With four Gatti’s Pizza franchises in Louisiana, Philip Moody knows that tropical-force winds and occasional hurricanes are his business reality. But a river running through his Denham Springs, Louisiana, restaurant after last August’s unprecedented rainfall was another story.
For nearly a week he watched TV reports from home, in total disbelief that offshore boats were now able to traverse the four-lane road outside his location. Typically, the Amite River is nearly a mile away, but that week it ran through the Gatti’s game room, dining room and kitchen. When Moody was finally able to get to his restaurant, he found a watermark at 44 inches high. The location was a total loss.
“We had at least 60 bags of flour that had mixed with water, just like soup or muck all over the kitchen, and the river water was pretty nasty itself,” Moody says. “It was hot, 100 degrees, and just wet and muggy and smelly.”

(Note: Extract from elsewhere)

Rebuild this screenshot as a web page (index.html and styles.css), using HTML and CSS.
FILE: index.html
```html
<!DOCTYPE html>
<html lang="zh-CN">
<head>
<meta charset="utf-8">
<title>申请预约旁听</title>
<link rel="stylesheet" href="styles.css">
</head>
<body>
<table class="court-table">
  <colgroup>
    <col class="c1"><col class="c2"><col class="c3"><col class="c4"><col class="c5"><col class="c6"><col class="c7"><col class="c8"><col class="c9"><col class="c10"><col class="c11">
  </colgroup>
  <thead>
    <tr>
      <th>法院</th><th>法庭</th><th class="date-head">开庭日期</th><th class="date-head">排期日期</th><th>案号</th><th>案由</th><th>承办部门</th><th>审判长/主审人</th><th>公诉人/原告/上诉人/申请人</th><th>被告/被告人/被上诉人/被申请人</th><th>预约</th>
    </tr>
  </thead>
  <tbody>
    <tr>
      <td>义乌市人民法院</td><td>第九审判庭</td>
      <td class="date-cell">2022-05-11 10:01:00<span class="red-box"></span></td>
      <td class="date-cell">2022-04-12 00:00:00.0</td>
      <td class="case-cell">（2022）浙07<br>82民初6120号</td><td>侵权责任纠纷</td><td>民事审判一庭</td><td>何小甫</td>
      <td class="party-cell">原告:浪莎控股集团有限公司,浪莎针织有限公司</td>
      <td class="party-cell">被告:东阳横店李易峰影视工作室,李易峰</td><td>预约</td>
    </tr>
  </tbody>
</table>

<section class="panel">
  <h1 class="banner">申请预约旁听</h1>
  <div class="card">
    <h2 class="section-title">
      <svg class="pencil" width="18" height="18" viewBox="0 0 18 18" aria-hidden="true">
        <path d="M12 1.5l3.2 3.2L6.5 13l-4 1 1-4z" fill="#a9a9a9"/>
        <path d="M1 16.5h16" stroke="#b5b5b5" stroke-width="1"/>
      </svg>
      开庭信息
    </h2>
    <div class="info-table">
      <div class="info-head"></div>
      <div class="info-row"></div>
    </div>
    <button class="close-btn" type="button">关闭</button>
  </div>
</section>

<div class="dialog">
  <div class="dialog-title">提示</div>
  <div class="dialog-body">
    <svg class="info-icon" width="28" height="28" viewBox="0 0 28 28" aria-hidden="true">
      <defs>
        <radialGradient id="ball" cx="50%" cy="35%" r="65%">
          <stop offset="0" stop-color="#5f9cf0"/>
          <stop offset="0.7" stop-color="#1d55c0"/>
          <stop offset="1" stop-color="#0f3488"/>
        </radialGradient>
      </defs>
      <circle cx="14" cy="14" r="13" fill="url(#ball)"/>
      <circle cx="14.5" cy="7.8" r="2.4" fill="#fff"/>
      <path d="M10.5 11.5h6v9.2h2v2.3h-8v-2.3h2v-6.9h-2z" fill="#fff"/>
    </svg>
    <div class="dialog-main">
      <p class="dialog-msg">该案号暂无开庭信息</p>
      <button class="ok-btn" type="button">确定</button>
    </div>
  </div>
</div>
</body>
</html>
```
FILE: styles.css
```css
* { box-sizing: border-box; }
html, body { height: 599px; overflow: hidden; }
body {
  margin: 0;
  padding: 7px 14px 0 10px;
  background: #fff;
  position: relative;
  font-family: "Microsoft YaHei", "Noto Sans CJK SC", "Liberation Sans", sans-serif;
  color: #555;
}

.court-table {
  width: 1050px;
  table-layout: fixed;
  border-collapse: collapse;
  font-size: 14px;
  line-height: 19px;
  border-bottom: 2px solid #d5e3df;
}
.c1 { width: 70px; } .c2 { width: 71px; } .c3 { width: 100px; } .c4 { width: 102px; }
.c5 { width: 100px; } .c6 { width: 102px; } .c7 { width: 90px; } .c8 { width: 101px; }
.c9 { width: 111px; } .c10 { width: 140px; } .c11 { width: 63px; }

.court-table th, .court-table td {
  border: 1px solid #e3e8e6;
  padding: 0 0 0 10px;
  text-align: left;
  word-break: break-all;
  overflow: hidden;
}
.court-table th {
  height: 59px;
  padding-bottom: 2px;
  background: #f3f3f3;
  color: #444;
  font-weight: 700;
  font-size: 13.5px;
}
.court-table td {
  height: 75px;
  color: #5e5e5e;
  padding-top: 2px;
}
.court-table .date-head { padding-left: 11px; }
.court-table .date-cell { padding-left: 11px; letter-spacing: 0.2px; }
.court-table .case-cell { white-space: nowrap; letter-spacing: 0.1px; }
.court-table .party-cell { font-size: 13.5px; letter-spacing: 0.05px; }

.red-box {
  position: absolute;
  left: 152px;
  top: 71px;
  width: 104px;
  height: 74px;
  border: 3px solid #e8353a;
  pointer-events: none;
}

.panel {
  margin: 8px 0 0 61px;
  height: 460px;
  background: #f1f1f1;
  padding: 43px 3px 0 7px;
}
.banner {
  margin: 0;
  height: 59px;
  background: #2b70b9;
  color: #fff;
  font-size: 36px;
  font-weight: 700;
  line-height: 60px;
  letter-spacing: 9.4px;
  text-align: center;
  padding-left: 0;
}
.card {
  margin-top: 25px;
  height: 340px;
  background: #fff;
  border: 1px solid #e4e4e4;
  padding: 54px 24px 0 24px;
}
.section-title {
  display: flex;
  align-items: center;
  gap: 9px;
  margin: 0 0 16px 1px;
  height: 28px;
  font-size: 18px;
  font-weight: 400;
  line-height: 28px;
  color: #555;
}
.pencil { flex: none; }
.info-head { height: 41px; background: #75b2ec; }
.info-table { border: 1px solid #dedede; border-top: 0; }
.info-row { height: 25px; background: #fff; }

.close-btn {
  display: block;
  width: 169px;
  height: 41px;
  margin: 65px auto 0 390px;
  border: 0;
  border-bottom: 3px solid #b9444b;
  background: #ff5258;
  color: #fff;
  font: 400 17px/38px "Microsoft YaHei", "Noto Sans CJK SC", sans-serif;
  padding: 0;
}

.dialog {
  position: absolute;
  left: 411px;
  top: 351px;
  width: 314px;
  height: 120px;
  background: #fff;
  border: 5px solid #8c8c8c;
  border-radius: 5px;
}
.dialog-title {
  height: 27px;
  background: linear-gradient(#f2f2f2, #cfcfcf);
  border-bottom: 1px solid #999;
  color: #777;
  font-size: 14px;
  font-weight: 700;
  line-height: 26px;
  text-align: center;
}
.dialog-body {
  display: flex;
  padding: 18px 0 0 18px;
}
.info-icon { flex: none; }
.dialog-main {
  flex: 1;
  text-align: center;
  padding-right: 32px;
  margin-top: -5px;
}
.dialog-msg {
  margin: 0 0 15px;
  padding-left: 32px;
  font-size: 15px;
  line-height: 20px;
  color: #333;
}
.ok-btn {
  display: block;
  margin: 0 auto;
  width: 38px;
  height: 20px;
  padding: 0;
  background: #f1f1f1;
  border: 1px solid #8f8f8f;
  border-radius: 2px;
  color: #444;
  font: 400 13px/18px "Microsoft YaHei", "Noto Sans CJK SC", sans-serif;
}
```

Stepping around a caved-in wall, Moody noticed the restaurant’s heavy butcher-block tables had floated across the room. The computer system also was trashed. The electricity had been out for days, which meant all refrigerated food had to be tossed. Luckily, there were no snakes to contend with, although Moody certainly was on the lookout. He had to gut the place, figuring it would take him and his crew about two months. It took five.
“It was the longest five months of my life. It’s like it would never end,” he says. “I used to dream that it was only a dream. But I’d wake up and it was a reality.”
Moody found encouragement from phone calls he received from fellow long-time Gatti’s franchisees, as well as Gatti’s corporate contacts.
“They were very good and supportive. They said that if I needed anything, to call them,” he says.
Vanessa Fleming, Gatti’s Franchise Business Consult, “was awesome. She was very supportive. She actually came down a couple of times. She was so understanding,” Moody said.
He also heard from Gatti’s President Michael Poates.
“He told me he put me on their prayer list at church, which was very nice,” Moody says.
Poates said he was overwhelmed by the tenacity and commitment of Moody and his team to get the restaurant reopened.
“When you are dealt a tough hand in life, you certainly find out about true leadership,” Poates says. “We are proud of Phil and his team as well as strategic partners such as Preston Simon from Coca Cola who really came to the aid of this location and went over and above the call of duty to provide support. Phil’s story serves as an example and an inspiration for others facing adversity in their business or in their life.”
The target date to reopen was set for January 6. There was little time to rest, including Thanksgiving. Moody painted the exterior that day and even worked through Christmas. He noticed that surrounding restaurants remained closed, which made his own reopening bittersweet.
Just days into reopening, Moody found the silver lining to the muck-filled mess of his once-flooded-out restaurant: Sales doubled. The unexpected surge in business has been a godsend, he said. Fortunately, 75 percent of his 40-member staff returned, including managers.
“They were happy to be here. The first day we opened up, it was so good to see the guests come in. They were glad to be there, forgetting about their problems. It was just so upbeat, and they were so excited to see the restaurant.”
Moody credits a reliable contractor for his honest, reliable, steady work, as well Poates and Jerry DeFeo, Vice President of Franchise Operations, who visited the restaurant the week of the reopening to lend their continued support.
“It feels good to be back open,” Moody says.